Your instructions: Omit pictures and quote the listing below line by line, from its start through the line that holds "import clsx from 'clsx'".

Data:
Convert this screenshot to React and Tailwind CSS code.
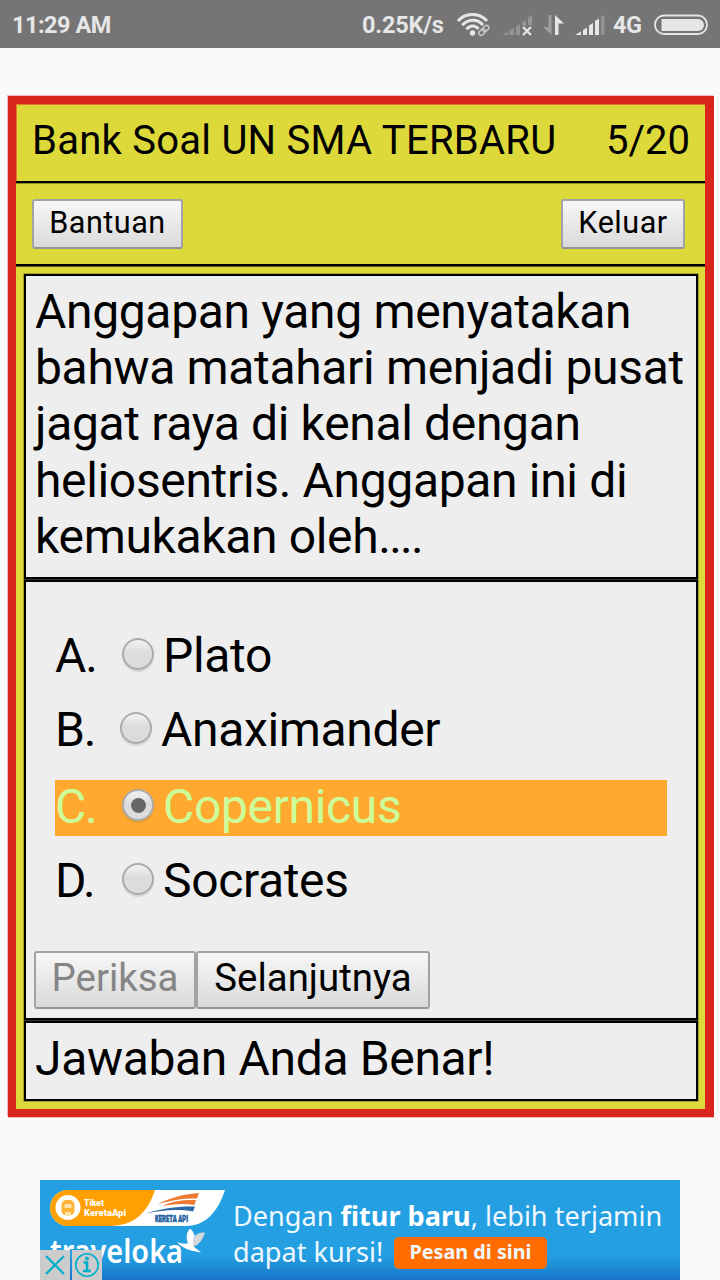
import clsx from 'clsx'

const options = [
  { letter: 'A', label: 'Plato', row: 'mb-[18px]', radio: 'ml-[26px]' },
  { letter: 'B', label: 'Anaximander', row: 'mb-[21px]', radio: 'ml-6' },
  { letter: 'C', label: 'Copernicus', selected: true, row: 'mb-[18px]', radio: 'ml-[26px]' },
  { letter: 'D', label: 'Socrates', row: '', radio: 'ml-[26px]' }
]

const WifiIcon = () => (
  <svg className="ml-[13px] h-6 w-[33px]" viewBox="0 0 33 24" fill="none" stroke="#e6e6e6" strokeWidth="3">
    <path d="M1 8C8.500-.8 22.500-.8 30 8" />
    <path d="M5.200 12.300C10.800 5.600 20.500 5.600 26 12" />
    <path d="M9.500 16.300C13 12 18.200 12 21.500 16" />
    <circle cx="15.500" cy="20" r="2.700" fill="#e6e6e6" stroke="none" />
    <g stroke="#c4c4c4" strokeWidth="1.500" transform="rotate(-45 27 17.500)">
      <rect x="21" y="15" width="7" height="4.600" rx="2.300" />
      <rect x="26" y="15" width="7" height="4.600" rx="2.300" />
    </g>
  </svg>
)

const NoSignalIcon = () => (
  <svg className="ml-3 h-6 w-8" viewBox="0 0 32 24">
    <g fill="#949494">
      <path d="M0 22 6 18.500V22H0Z" />
      <path d="M7.500 17.500 12 15V22H7.500Z" />
      <path d="M14 13.500 18 11V22H14Z" />
      <path d="M20 9.500 24 7V14L20 11.500Z" />
      <path d="M26 4.500 30 2V12H26Z" />
    </g>
    <path d="m21 14 8 8m0-8-8 8" stroke="#e6e6e6" strokeWidth="2.200" />
  </svg>
)

const DataIcon = () => (
  <svg className="ml-[9px] h-6 w-[22px]" viewBox="0 0 22 24">
    <path d="M5.500 2H8.500V22L0 14H5.500Z" fill="#a0a0a0" />
    <path d="M12 2 21 10.500H15.500V22H12Z" fill="#e6e6e6" />
  </svg>
)

const SignalIcon = () => (
  <svg className="ml-[10px] h-6 w-[30px]" viewBox="0 0 30 24" fill="#e6e6e6">
    <path d="M0 22 6 18.500V22H0Z" />
    <path d="M8 17 12 14.500V22H8Z" />
    <path d="M14 12.500 18 10V22H14Z" />
    <path d="M20 8 24 5.500V22H20Z" />
    <path d="M26 4 29.500 2V22H26Z" fill="#949494" />
  </svg>
)

const BatteryIcon = () => (
  <svg className="ml-[13px] h-[22px] w-[54px]" viewBox="0 0 54 22">
    <rect x="1" y="1.500" width="52" height="18.500" rx="9.200" fill="none" stroke="#e6e6e6" strokeWidth="1.800" />
    <path d="M7.500 5H44a6 6 0 0 1 0 12H7.500Z" fill="#e6e6e6" />
  </svg>
)

const StatusBar = () => (
  <div className="flex h-12 shrink-0 items-center bg-[#757575] pt-0.5 pl-3 text-[23.5px] font-bold text-[#e6e6e6]">
    <span className="w-[350px] pt-0.5 tracking-[-0.5px]">11:29 AM</span>
    <span className="w-[82px] whitespace-nowrap pt-0.5 tracking-[-0.2px]">0.25K/s</span>
    <WifiIcon />
    <NoSignalIcon />
    <DataIcon />
    <SignalIcon />
    <span className="ml-2 w-7 pt-0.5 tracking-[-0.6px]">4G</span>
    <BatteryIcon />
  </div>
)

const QuizButton = ({ className, disabled, children }) => (
  <button
    disabled={disabled}
    className={clsx(
      'flex items-center justify-center rounded-[3px] border-2 border-[#a3a3a3] border-b-[#949494] bg-linear-to-b from-[#f7f7f7] to-[#dadada]',
      disabled ? 'text-[#858585]' : 'text-black',
      className
    )}
  >
    {children}
  </button>
)

const Radio = ({ checked, className }) => (
  <span
    className={clsx(
      'flex h-8 w-8 items-center justify-center rounded-full border-2 border-[#ababab] bg-linear-to-b from-[#eeeeee] from-10% to-[#dcdcdc] to-45% shadow-[0_2px_1px_rgba(0,0,0,0.1)]',
      className
    )}
  >
    {checked && <span className="h-[15px] w-[15px] rounded-full bg-[#666666]" />}
  </span>
)

const AdBanner = () => (
  <div className="relative ml-10 mt-[63px] flex h-[100px] w-[640px] shrink-0 overflow-hidden bg-linear-to-b from-[#249fe2] from-75% to-[#1976c9] text-white">
    <svg className="h-[100px] w-[193px] shrink-0" viewBox="0 0 193 100">
      <path d="M28 10H185C178 32 165 46 146 46H28A18 18 0 0 1 28 10Z" fill="#fff" />
      <path d="M28 10H115C108 32 94 46 70 46H28A18 18 0 0 1 28 10Z" fill="#ff9f00" />
      <circle cx="28" cy="27.500" r="12.500" fill="#fff" />
      <rect x="21.500" y="20" width="13" height="15.500" rx="5" fill="#ffb335" />
      <path d="M24.500 24h7v4h-7ZM25 32h6v3.500h-6Z" fill="#ffe3b0" />
      <text x="44" y="26" fontSize="9.500" fontWeight="900" fill="#fff" textLength="20" lengthAdjust="spacingAndGlyphs">Tiket</text>
      <text x="44" y="35.500" fontSize="9.500" fontWeight="900" fill="#fff" textLength="42" lengthAdjust="spacingAndGlyphs">KeretaApi</text>
      <path d="M118 24C132 17 145 14 159 13L157 18.500C144 18 132 20 118 24Z" fill="#ef7b33" />
      <path d="M122 26C135 20 145 20 156 20L154.500 25C144 23 134 24 122 26Z" fill="#ef7b33" />
      <path d="M106 33.500C122 28 139 26 155 26.500L153 31.500C139 29 122 30 106 33.500Z" fill="#2d68a5" />
      <text x="115" y="41.500" fontSize="8.500" fontWeight="900" fill="#235f9f" stroke="#235f9f" strokeWidth="0.500" textLength="33" lengthAdjust="spacingAndGlyphs">KERETA API</text>
      <text x="10" y="83" className="font-['Noto_Sans']" fontSize="32" fontWeight="600" fill="#fff" textLength="133" lengthAdjust="spacingAndGlyphs">traveloka</text>
      <path d="M137 62C142 64 146 64 148 63C146 58 146 53 150 48.500C154 52 155 56 155 60L153 66L161 72.500C153 71 144 70 137 62Z" fill="#fff" />
      <path d="M153 58C156 54 159 52.500 165 52.500C163 59 160 64 153 67Z" fill="#d4d8db" />
    </svg>
    <div className="flex flex-col whitespace-nowrap pt-[18px] font-['Noto_Sans'] text-[27.1px] leading-9 text-[#f0f8fe]">
      <div>
        Dengan <b className="text-white">fitur baru</b>, lebih terjamin
      </div>
      <div className="flex items-center">
        <span className="w-[161px]">dapat kursi!</span>
        <span className="mt-0.5 flex h-8 w-[153px] items-center justify-center rounded-[5px] bg-[#ff6d00] pb-0.5 text-[19.8px] font-bold">
          Pesan di sini
        </span>
      </div>
    </div>
    <div className="absolute bottom-0 left-0 flex gap-0.5">
      <svg className="h-[30px] w-[30px] bg-[#cccccc]" viewBox="0 0 30 30">
        <path d="m6 6 18 18M24 6 6 24" stroke="#00aecd" strokeWidth="2.200" />
      </svg>
      <svg className="h-[30px] w-[30px] bg-[#cccccc]" viewBox="0 0 30 30" fill="none" stroke="#00aecd">
        <circle cx="15" cy="15" r="11.200" strokeWidth="1.600" />
        <path d="M11.500 12.500h3.500V21M11 21h8" strokeWidth="2.600" />
        <circle cx="15" cy="8.500" r="1.900" fill="#00aecd" stroke="none" />
      </svg>
    </div>
  </div>
)

const App = () => {
  return (
    <div className="flex h-[1280px] w-[720px] flex-col overflow-hidden bg-[#fafafa] font-['Roboto',sans-serif] text-black">
      <StatusBar />

      <div className="ml-2 mt-12 h-[1021px] w-[706px] shrink-0 border-8 border-r-[9px] border-[#da251c] bg-[#ded93b] shadow-[-1px_-1px_0_#e9b9bd,0_1px_0_#f5b5b3]">
        {/* Title */}
        <div className="flex h-[79px] items-center justify-between whitespace-nowrap border-b-2 border-black pb-1 pl-4 pr-[15px] text-[40px] shadow-[0_1px_0_#8f8b26,inset_1px_1px_0_#dd7a2c]">
          <span className="tracking-[0.25px]">Bank Soal UN SMA TERBARU</span>
          <span>5/20</span>
        </div>

        {/* Toolbar */}
        <div className="flex h-[83px] justify-between border-b-2 border-black pl-4 pr-5 pt-4 text-[30.6px] tracking-[0.5px] shadow-[0_1px_0_#5f5c1c]">
          <QuizButton className="h-[50px] w-[151px] pb-0.5">Bantuan</QuizButton>
          <QuizButton className="h-[50px] w-[124px] pb-0.5">Keluar</QuizButton>
        </div>

        <div className="ml-2 mt-2 flex w-[674px] flex-col gap-px bg-[#333333] text-[48px] tracking-[-0.34px] shadow-[0_0_0_0.500px_#6b6820]">
          {/* Question */}
          <div className="h-[305px] whitespace-nowrap border-2 border-black bg-[#eeeeee] pl-[9px] pt-2 leading-[56.200px]">
            Anggapan yang menyatakan<br />
            bahwa matahari menjadi pusat<br />
            jagat raya di kenal dengan<br />
            heliosentris. Anggapan ini di<br />
            kemukakan oleh<span className="tracking-[-1.8px]">....</span>
          </div>

          {/* Answers */}
          <div className="h-[440px] border-2 border-black bg-[#eeeeee] pl-[9px] pt-[47px]">
            <ul className="ml-5 w-[612px]">
              {options.map(option => (
                <li
                  key={option.letter}
                  className={clsx(
                    'flex h-14 leading-[54px]',
                    option.row,
                    option.selected && 'bg-[#ffa931] text-[#ccff99]'
                  )}
                >
                  <span className="w-[41px] tracking-[-1.2px]">{option.letter}.</span>
                  <Radio checked={option.selected} className={clsx('mt-[9px]', option.radio)} />
                  <span className="ml-[9px]">{option.label}</span>
                </li>
              ))}
            </ul>
            <div className="mt-[41px] -ml-px flex text-[38.400px] tracking-normal">
              <QuizButton disabled className="h-[58px] w-[162px] pb-1">Periksa</QuizButton>
              <QuizButton className="h-[58px] w-[234px] pb-1">Selanjutnya</QuizButton>
            </div>
          </div>

          {/* Result */}
          <div className="h-20 border-2 border-black bg-[#eeeeee] pl-[9px] pt-2 leading-14">
            Jawaban Anda Benar!
          </div>
        </div>
      </div>

      <AdBanner />
    </div>
  )
}

export default App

Written solution:
Convert this screenshot to React and Tailwind CSS code.
import clsx from 'clsx'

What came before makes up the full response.